Costume Party is a monthly column exploring fashion, personal style, and historical aesthetics in film.
Luis Buñuel’s Belle de Jour (1967) is a constant on any list of the most fashionable films, but the women in his 1970s output are just as well-dressed. The Discreet Charm of the Bourgeoisie (1972) and That Obscure Object of Desire (1977), playing at Film Forum as part of their double feature series, both showcase a variety of chic ensembles in the midst of narrative weirdness.
The Discreet Charm of the Bourgeoisie is essentially a film about a group of six people all dressed up with nowhere to go. The protagonists spend the film trying to have a meal together and are consistently interrupted by gunshots, dreams, loud noises, strangers who expound about their pasts, and other surreal moments. Despite all this, the women (played by Stéphane Audran, Delphine Seyrig, and Bulle Ogier) remain chic. A recurring image shows the six characters walking, always in the same outfits.
In the confusing worlds Buñuel creates, clothing provides a point of recognition. We see the repeated outfits in the walking motif, and recognize that the characters are trapped in a cycle. In That Obscure Object of Desire, the power of clothing as an identifier is particularly potent, as two actresses (Carole Bouquet and Angela Molina) play the same character, Conchita, at different intervals. Conchita is a maid turned tricky potential lover for Mathieu (Fernando Rey), an older and wealthier man, and we first see Bouquet in the maid’s uniform (an outfit rife with fetishistic connotations) and then, a few minutes later, Molina.
The story is highly subjective, based on Mathieu’s remembrances. Repeated costumes add to the sense of the uncanny here. The women don’t really look the same, but dressing the same seals the deal of them both representing Conchita. Later, both actresses wear the same nightgown in different scenes. We see Molina in the flowing white garment, standing in the bathroom and holding what appears to be a girdle.
Shortly after, we see Bouquet wearing the nightgown.
Mathieu tries and fails to have sex with Conchita. It turns out Bouquet is wearing the girdle (really more like a combination of bike shorts and chastity belt) which we previously saw Molina holding. Clothing seduces, but it can also be a barrier. Here, a garment bridges the transition between two actresses, and allows them to embody the same person.
Late in the film uncanny repeated outfits appear again, this time featuring a signature Buñuel accessory—the elegant scarf tied loosely around the neck with European aplomb. All of the costumes have a drapey late 1970s gracefulness, and were designed by Chloe, the famed French fashion house.

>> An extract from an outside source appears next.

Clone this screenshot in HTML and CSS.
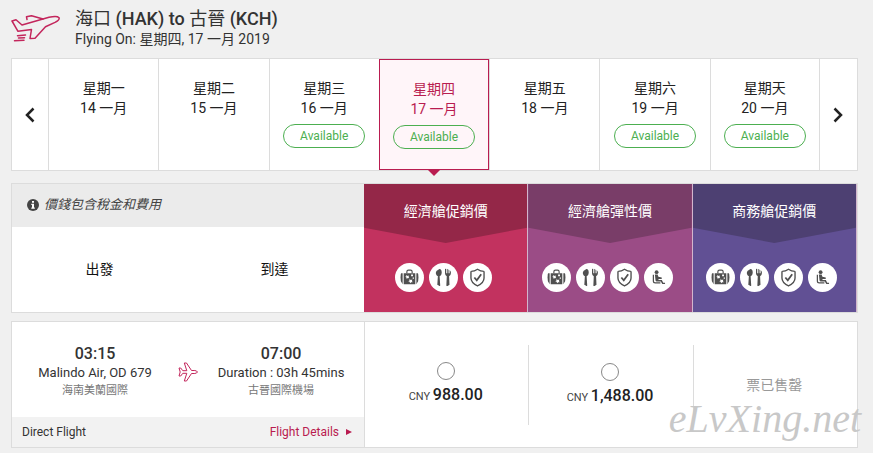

The woman in a scarf might just be one of Buñuel’s signatures. The Discreet Charm of the Bourgeoisie features many suitably bougie dinner party outfits. Ogier frequently wears pastels, and in one scene dons a long pink scarf that looks soft and easygoing.
Earlier, she wore that same outfit—button-down, cardigan, and trousers—but without the scarf. In this scene, Seyrig wears a black dress with sheer white sleeves and a large bow around the neck. It’s the same outfit she wears in the walking scene, but note that Ogier is not, in fact, wearing the same outfit she wears in the walking scene. Her outfit repetition comes later in the film. In this particular scene, the women attempt to order drinks only to learn that the restaurant is out of everything they might want. It’s an absurd scenario, yet the inconsistent mixing and matching of outfits grounds it in something that we might recognize. Buñuel’s films operate on surreal dream logic, but the way he uses clothing ties his heady narratives to some form of reality. The proceedings are confusing, but always compelling, and the characters consistently look divine.
Clothing is one of the few consistent elements in both of these films. Buñuel, with his understanding of clothing as something both fetishistic and practical, uses these outfits to mark identity and time. With scarves and nightgowns and pastels, we can attempt to make sense of narratives that seem to unravel before our very eyes.